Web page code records

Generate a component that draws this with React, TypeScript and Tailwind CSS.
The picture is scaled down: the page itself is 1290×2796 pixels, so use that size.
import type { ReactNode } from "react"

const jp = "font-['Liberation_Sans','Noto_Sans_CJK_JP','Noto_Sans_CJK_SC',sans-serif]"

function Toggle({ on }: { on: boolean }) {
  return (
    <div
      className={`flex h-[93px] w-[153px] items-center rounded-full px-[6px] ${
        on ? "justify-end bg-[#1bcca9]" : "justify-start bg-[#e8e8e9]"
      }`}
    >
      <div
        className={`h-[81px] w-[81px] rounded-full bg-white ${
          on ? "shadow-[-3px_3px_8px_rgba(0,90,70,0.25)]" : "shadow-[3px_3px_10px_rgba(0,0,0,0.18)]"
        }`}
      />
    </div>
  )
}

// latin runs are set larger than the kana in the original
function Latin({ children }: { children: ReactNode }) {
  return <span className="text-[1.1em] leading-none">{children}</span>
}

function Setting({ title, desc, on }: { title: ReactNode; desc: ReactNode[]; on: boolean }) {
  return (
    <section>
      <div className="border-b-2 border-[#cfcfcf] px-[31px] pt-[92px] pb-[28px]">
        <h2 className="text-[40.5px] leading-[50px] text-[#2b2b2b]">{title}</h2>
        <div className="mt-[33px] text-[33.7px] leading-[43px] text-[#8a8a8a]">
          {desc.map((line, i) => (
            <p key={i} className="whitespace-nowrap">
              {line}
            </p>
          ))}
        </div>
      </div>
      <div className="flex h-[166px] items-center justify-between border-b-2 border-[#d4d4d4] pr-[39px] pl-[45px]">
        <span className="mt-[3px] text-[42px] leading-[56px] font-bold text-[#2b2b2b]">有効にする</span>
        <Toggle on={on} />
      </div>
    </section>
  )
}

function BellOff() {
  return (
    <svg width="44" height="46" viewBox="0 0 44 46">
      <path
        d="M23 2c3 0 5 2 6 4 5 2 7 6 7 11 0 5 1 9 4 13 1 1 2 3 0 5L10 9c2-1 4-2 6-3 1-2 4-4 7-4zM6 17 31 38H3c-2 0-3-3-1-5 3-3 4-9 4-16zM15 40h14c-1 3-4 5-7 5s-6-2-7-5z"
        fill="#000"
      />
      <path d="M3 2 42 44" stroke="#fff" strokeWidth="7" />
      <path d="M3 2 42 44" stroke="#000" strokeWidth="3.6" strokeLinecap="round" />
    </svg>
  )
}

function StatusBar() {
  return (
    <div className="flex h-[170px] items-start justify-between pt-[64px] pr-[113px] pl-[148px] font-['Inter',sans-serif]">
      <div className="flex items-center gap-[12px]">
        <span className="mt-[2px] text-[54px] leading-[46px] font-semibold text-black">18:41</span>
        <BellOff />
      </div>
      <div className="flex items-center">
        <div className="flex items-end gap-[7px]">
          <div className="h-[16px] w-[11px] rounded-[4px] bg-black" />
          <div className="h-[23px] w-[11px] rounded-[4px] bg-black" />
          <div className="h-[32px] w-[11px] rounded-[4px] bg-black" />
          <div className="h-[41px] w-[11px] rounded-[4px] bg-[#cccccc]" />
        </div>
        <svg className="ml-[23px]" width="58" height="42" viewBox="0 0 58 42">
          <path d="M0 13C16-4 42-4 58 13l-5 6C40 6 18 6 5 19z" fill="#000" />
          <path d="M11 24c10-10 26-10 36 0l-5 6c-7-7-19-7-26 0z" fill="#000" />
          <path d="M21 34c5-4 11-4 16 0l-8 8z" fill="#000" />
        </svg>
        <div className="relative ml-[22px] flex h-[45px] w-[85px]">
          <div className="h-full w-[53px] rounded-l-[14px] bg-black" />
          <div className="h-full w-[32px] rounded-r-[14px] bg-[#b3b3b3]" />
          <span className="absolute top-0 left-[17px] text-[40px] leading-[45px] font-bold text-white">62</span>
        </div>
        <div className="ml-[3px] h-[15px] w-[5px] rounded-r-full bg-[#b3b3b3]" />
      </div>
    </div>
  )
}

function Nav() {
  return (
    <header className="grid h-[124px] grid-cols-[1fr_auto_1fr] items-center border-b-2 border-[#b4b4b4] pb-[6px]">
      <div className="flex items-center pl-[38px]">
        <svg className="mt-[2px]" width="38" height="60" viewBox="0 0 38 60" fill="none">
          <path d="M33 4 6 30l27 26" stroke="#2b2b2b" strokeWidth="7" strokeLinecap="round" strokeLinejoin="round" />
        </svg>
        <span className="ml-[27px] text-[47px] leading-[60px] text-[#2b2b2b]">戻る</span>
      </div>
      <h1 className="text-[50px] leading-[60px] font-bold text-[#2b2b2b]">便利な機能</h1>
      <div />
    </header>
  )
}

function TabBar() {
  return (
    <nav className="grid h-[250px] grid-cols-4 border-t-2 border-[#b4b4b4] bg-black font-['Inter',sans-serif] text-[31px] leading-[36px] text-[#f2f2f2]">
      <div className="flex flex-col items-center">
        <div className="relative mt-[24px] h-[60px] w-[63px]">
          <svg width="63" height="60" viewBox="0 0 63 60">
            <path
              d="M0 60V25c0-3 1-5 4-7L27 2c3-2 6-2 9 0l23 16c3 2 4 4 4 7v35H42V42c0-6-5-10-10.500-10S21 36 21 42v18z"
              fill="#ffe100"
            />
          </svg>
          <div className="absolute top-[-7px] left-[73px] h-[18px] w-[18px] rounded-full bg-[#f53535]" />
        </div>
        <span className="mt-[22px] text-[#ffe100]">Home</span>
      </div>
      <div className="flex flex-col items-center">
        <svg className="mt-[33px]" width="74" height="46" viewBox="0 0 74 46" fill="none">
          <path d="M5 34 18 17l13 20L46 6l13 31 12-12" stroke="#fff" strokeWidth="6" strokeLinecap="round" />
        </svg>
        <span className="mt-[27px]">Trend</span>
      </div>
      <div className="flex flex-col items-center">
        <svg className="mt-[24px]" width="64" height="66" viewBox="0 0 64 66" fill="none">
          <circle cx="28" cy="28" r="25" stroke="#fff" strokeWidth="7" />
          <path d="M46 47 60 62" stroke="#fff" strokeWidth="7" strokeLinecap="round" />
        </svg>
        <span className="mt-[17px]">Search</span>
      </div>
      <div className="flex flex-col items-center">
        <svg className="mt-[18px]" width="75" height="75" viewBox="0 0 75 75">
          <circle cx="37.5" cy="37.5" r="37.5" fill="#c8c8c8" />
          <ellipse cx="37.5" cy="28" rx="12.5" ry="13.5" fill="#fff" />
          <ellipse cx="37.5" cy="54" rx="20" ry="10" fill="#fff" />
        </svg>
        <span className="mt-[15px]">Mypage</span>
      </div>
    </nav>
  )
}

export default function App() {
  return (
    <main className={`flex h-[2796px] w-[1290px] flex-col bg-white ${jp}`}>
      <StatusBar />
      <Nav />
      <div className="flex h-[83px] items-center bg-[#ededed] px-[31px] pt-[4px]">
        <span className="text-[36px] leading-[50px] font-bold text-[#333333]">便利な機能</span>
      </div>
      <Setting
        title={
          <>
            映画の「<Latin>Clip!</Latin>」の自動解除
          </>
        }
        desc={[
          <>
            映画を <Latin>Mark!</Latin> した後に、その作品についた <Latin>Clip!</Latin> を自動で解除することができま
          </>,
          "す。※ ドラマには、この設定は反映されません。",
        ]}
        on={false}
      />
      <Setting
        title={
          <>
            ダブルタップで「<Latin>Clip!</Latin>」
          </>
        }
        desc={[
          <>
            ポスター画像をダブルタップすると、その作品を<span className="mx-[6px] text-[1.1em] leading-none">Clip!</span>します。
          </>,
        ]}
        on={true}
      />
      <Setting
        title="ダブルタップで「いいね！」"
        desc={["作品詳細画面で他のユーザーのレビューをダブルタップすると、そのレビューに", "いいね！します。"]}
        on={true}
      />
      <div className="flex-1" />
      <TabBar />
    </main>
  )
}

--

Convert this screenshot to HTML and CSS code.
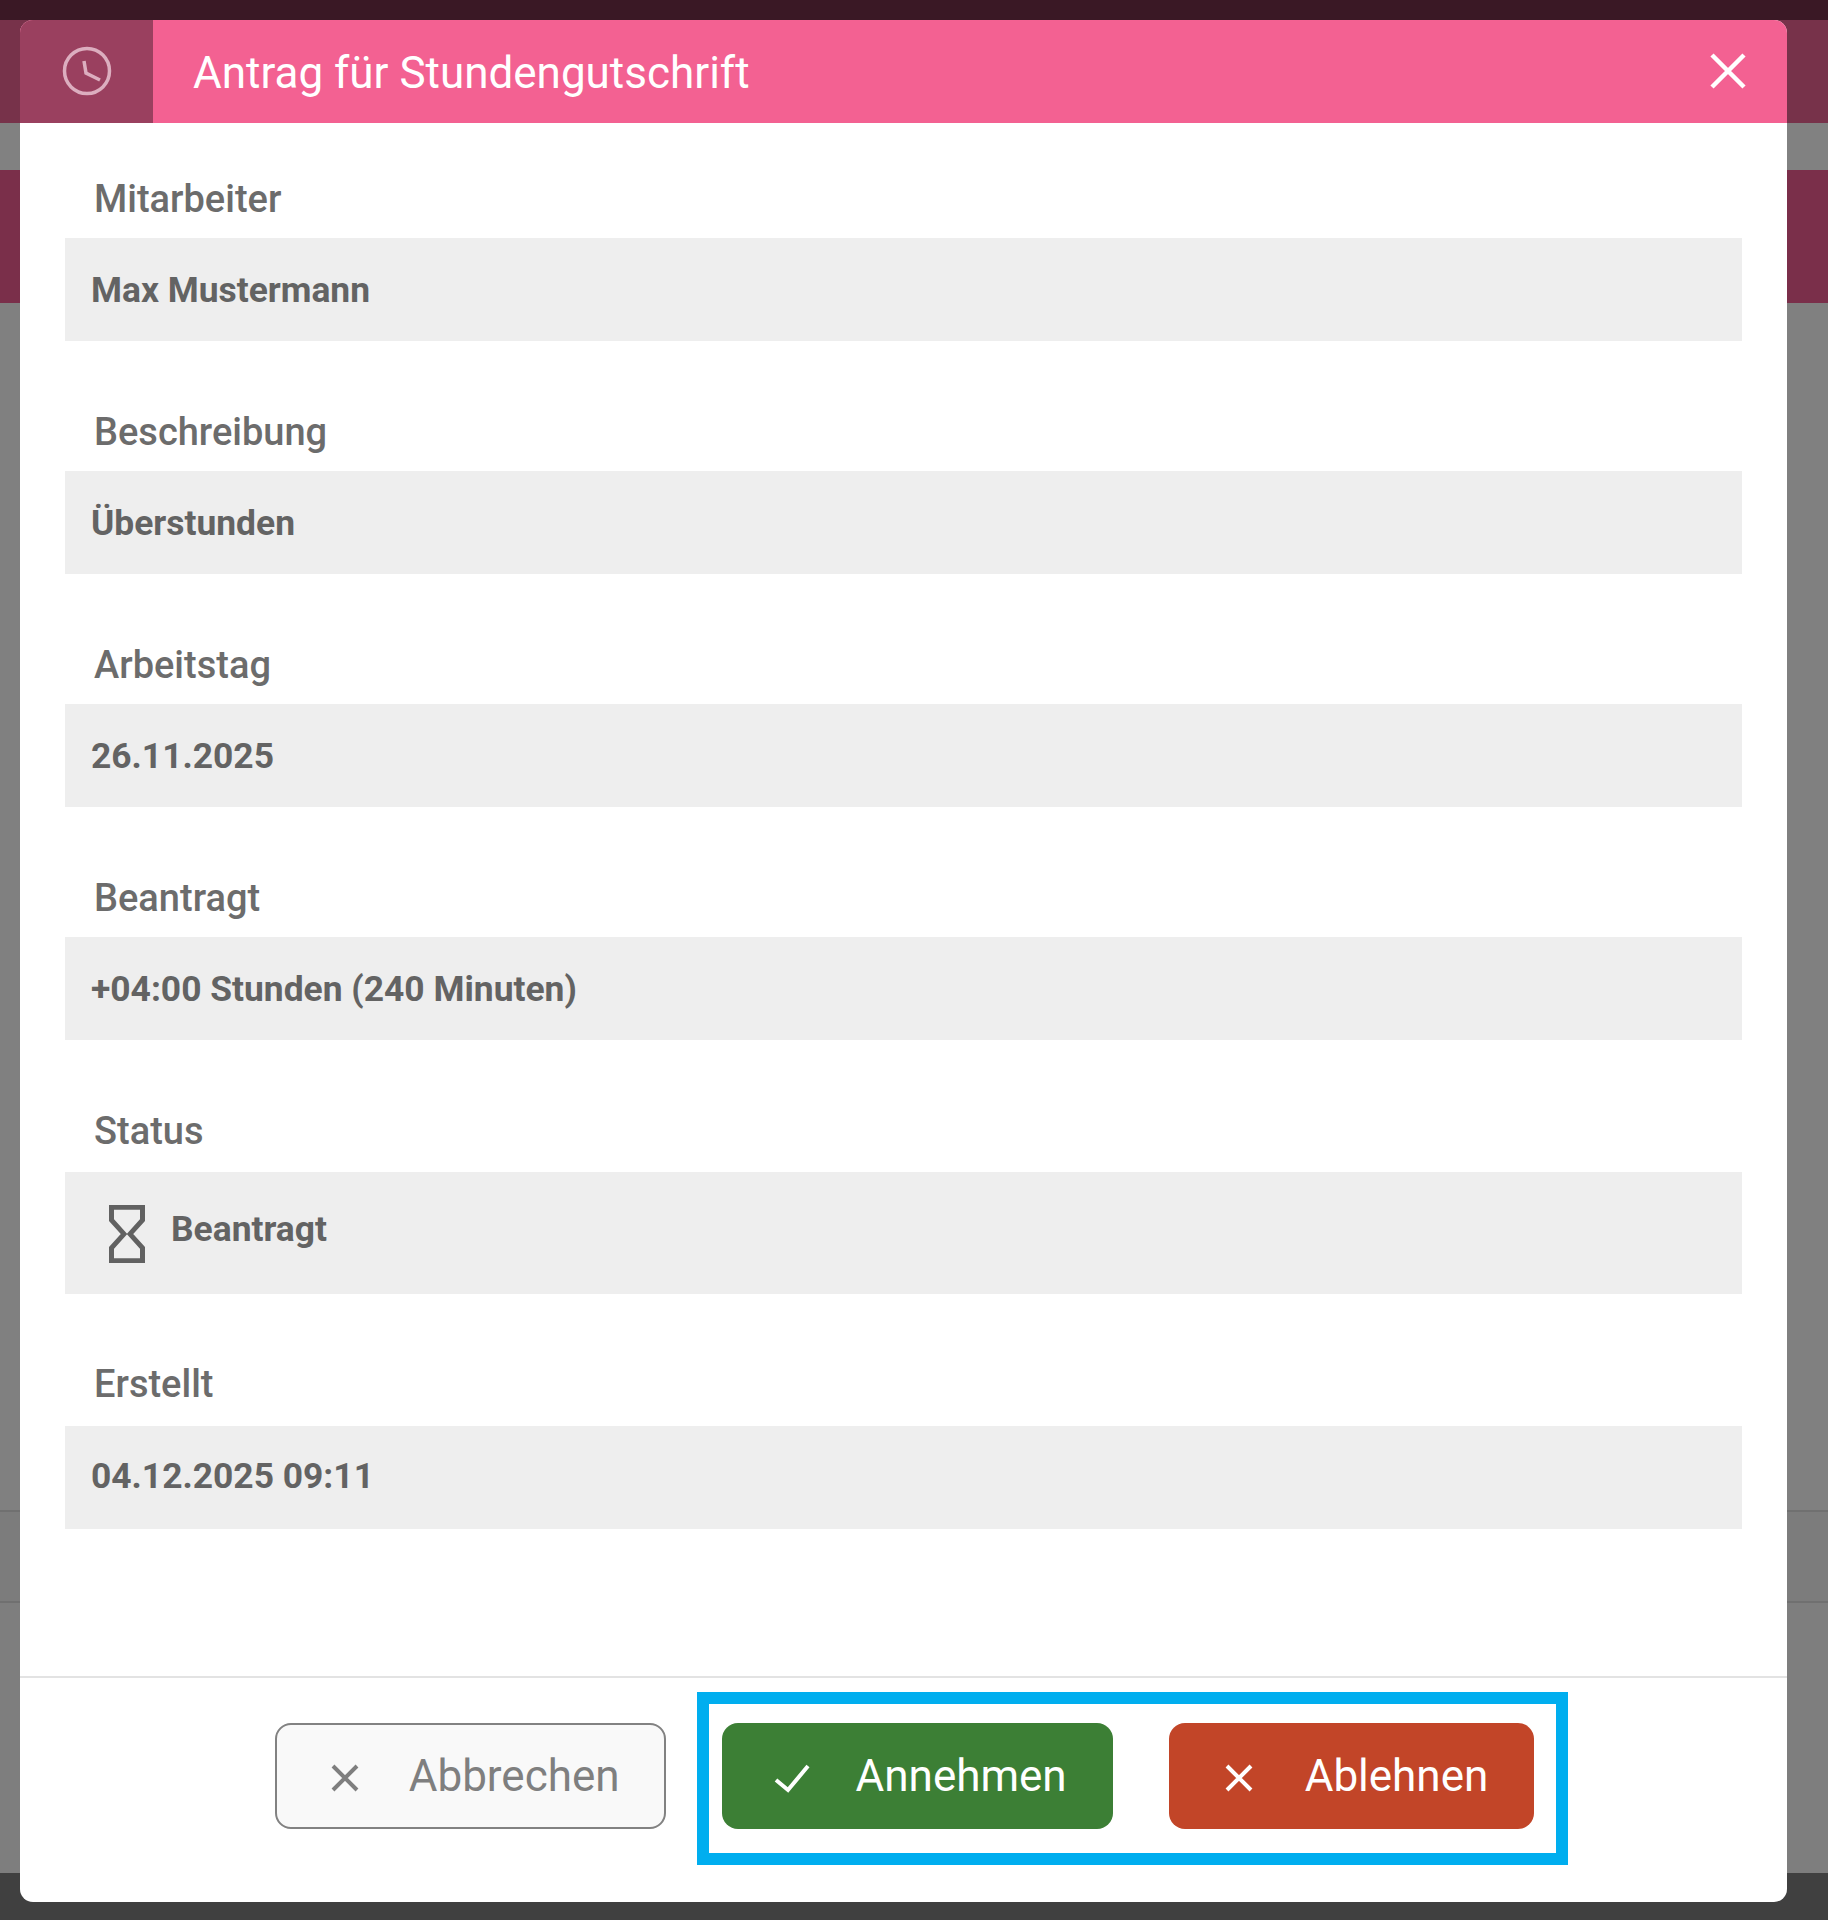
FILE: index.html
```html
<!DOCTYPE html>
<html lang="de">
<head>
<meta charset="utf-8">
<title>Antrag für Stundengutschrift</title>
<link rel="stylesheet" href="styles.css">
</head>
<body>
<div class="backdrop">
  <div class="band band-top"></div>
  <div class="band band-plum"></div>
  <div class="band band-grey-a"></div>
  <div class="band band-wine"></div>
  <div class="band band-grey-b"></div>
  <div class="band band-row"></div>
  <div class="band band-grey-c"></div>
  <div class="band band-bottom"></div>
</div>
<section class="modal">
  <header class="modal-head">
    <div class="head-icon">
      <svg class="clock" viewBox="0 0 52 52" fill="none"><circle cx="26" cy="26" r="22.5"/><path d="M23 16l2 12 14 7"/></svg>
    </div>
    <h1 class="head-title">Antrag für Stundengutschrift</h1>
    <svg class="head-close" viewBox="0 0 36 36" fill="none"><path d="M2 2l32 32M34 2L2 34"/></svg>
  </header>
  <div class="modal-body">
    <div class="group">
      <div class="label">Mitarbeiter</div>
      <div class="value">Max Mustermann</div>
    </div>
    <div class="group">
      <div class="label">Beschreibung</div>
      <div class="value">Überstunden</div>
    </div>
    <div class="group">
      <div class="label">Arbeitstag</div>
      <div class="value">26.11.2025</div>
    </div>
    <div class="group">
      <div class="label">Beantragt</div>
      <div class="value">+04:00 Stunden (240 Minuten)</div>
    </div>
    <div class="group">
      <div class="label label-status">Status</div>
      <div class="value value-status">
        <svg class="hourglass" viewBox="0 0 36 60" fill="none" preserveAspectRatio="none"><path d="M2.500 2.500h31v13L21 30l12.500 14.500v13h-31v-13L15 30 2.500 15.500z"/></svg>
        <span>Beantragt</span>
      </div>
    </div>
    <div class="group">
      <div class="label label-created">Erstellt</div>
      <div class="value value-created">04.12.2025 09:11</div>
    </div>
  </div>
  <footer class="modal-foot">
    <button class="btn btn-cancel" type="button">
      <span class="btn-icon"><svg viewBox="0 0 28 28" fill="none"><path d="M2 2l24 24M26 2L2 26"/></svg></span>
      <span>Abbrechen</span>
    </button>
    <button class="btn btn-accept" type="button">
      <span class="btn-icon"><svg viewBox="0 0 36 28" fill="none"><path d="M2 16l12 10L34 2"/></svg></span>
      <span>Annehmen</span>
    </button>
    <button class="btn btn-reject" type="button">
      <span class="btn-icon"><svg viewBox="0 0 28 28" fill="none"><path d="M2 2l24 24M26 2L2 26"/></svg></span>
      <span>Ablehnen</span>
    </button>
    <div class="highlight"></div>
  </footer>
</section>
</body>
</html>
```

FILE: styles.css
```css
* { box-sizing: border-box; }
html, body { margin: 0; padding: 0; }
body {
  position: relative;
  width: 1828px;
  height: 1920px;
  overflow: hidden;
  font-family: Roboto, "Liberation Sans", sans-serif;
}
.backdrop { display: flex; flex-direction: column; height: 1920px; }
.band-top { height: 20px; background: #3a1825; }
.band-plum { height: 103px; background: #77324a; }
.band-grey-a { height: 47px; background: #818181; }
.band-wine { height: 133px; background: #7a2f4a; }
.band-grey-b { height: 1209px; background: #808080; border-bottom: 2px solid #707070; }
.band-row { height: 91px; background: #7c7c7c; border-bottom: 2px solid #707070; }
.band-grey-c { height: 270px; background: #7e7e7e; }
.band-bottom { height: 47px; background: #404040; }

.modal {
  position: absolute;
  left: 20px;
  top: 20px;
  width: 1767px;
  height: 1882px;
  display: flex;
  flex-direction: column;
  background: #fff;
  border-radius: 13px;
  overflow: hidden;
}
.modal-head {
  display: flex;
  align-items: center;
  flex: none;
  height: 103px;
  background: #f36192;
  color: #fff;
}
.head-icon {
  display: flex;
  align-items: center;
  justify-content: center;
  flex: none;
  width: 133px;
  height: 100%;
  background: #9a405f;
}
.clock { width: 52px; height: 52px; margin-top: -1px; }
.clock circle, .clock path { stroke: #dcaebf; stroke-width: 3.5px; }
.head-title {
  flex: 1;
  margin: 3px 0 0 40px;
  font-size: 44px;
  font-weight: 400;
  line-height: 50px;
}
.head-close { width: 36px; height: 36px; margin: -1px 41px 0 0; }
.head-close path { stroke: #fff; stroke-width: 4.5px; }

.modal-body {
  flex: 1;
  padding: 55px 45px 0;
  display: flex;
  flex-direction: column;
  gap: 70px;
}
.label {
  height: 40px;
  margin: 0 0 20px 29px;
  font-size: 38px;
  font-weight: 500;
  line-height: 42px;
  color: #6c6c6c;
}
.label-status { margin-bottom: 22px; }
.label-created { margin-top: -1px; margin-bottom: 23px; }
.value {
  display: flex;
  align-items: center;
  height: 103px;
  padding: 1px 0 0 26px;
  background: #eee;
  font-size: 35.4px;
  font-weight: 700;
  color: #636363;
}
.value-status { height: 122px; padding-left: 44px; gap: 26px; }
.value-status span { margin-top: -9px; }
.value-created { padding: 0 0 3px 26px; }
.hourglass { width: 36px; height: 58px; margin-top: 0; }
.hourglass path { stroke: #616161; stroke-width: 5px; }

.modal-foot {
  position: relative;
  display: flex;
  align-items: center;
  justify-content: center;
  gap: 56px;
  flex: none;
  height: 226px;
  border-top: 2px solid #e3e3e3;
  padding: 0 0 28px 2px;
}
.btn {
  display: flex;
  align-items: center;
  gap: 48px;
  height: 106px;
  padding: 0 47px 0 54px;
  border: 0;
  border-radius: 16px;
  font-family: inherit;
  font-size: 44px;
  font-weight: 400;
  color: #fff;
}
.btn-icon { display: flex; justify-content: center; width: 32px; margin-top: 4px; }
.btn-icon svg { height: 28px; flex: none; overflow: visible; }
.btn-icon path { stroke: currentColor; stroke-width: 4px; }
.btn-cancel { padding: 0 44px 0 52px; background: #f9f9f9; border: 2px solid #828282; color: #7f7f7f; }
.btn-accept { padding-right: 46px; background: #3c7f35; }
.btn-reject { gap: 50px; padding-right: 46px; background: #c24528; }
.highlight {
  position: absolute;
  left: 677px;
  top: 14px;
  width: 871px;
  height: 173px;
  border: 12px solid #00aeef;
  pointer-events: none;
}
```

> _DIRECTION_
Copy all lines from the data that hold the word "this".

> _COMPLETE RESPONSE_
Generate a component that draws this with React, TypeScript and Tailwind CSS.
Convert this screenshot to HTML and CSS code.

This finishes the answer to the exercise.